**What is expected**. Leave out any picture and return the remaining listing below exactly as given.

**Supplied data**.
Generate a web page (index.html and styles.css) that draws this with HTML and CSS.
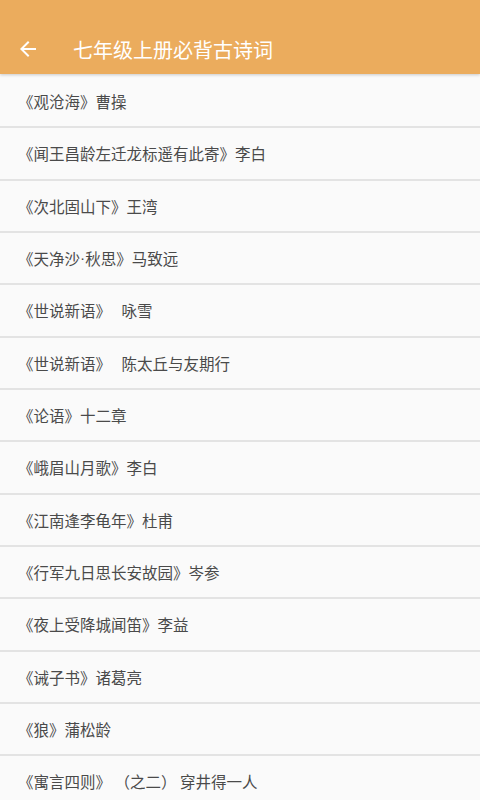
FILE: index.html
```html
<!DOCTYPE html>
<html lang="zh">
<head>
    <meta charset="UTF-8">
    <meta name="viewport" content="width=device-width, initial-scale=1.0">
    <title>七年级上册必背古诗词</title>
    <link rel="stylesheet" href="styles.css">
</head>
<body>
    <div class="toolbar">
        <a class="back" href="#">
            <svg width="24" height="24" viewBox="0 0 24 24"><path d="M20 11H7.83l5.59-5.59L12 4l-8 8 8 8 1.41-1.41L7.83 13H20v-2z" fill="#fff"/></svg>
        </a>
        <h1>七年级上册必背古诗词</h1>
    </div>
    <ul class="poem-list">
        <li>《观沧海》曹操</li>
        <li>《闻王昌龄左迁龙标遥有此寄》李白</li>
        <li>《次北固山下》王湾</li>
        <li>《天净沙<span class="dot">·</span>秋思》马致远</li>
        <li>《世说新语》&nbsp;&nbsp;&nbsp;咏雪</li>
        <li>《世说新语》&nbsp;&nbsp;&nbsp;陈太丘与友期行</li>
        <li>《论语》十二章</li>
        <li>《峨眉山月歌》李白</li>
        <li>《江南逢李龟年》杜甫</li>
        <li>《行军九日思长安故园》岑参</li>
        <li>《夜上受降城闻笛》李益</li>
        <li>《诫子书》诸葛亮</li>
        <li>《狼》蒲松龄</li>
        <li>《寓言四则》&nbsp;（之二） 穿井得一人</li>
    </ul>
</body>
</html>
```

FILE: styles.css
```css
body {
    margin: 0;
    padding: 0;
    background-color: #fafafa;
    font-family: "Noto Sans CJK SC", "Noto Sans", sans-serif;
    overflow: hidden;
}

/* top bar, the status bar area is part of it */
.toolbar {
    height: 74px;
    background: #ebac5d;
    display: flex;
    align-items: center;
    padding-top: 24px;
    box-sizing: border-box;
    box-shadow: 0 1px 3px rgba(0, 0, 0, 0.2);
    position: relative;
}

.toolbar .back {
    display: flex;
    width: 24px;
    height: 24px;
    margin-left: 16px;
}

.toolbar h1 {
    margin: 0 0 0 33px;
    font-size: 20px;
    font-weight: normal;
    color: #fff;
}

.poem-list {
    list-style: none;
    margin: 0;
    padding: 2px 0 0;
}

.poem-list li {
    height: 50.33px;
    display: flex;
    align-items: center;
    padding-left: 18px;
    font-size: 15.5px;
    color: #4a4a4a;
    border-bottom: 2px solid #e3e3e3;
    white-space: pre;
}

.dot {
    font-family: "Liberation Sans", sans-serif;
}
```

**The output**.
Generate a web page (index.html and styles.css) that draws this with HTML and CSS.
FILE: index.html
```html
<!DOCTYPE html>
<html lang="zh">
<head>
    <meta charset="UTF-8">
    <meta name="viewport" content="width=device-width, initial-scale=1.0">
    <title>七年级上册必背古诗词</title>
    <link rel="stylesheet" href="styles.css">
</head>
<body>
    <div class="toolbar">
        <a class="back" href="#">
            <svg width="24" height="24" viewBox="0 0 24 24"><path d="M20 11H7.83l5.59-5.59L12 4l-8 8 8 8 1.41-1.41L7.83 13H20v-2z" fill="#fff"/></svg>
        </a>
        <h1>七年级上册必背古诗词</h1>
    </div>
    <ul class="poem-list">
        <li>《观沧海》曹操</li>
        <li>《闻王昌龄左迁龙标遥有此寄》李白</li>
        <li>《次北固山下》王湾</li>
        <li>《天净沙<span class="dot">·</span>秋思》马致远</li>
        <li>《世说新语》&nbsp;&nbsp;&nbsp;咏雪</li>
        <li>《世说新语》&nbsp;&nbsp;&nbsp;陈太丘与友期行</li>
        <li>《论语》十二章</li>
        <li>《峨眉山月歌》李白</li>
        <li>《江南逢李龟年》杜甫</li>
        <li>《行军九日思长安故园》岑参</li>
        <li>《夜上受降城闻笛》李益</li>
        <li>《诫子书》诸葛亮</li>
        <li>《狼》蒲松龄</li>
        <li>《寓言四则》&nbsp;（之二） 穿井得一人</li>
    </ul>
</body>
</html>
```

FILE: styles.css
```css
body {
    margin: 0;
    padding: 0;
    background-color: #fafafa;
    font-family: "Noto Sans CJK SC", "Noto Sans", sans-serif;
    overflow: hidden;
}

/* top bar, the status bar area is part of it */
.toolbar {
    height: 74px;
    background: #ebac5d;
    display: flex;
    align-items: center;
    padding-top: 24px;
    box-sizing: border-box;
    box-shadow: 0 1px 3px rgba(0, 0, 0, 0.2);
    position: relative;
}

.toolbar .back {
    display: flex;
    width: 24px;
    height: 24px;
    margin-left: 16px;
}

.toolbar h1 {
    margin: 0 0 0 33px;
    font-size: 20px;
    font-weight: normal;
    color: #fff;
}

.poem-list {
    list-style: none;
    margin: 0;
    padding: 2px 0 0;
}

.poem-list li {
    height: 50.33px;
    display: flex;
    align-items: center;
    padding-left: 18px;
    font-size: 15.5px;
    color: #4a4a4a;
    border-bottom: 2px solid #e3e3e3;
    white-space: pre;
}

.dot {
    font-family: "Liberation Sans", sans-serif;
}
```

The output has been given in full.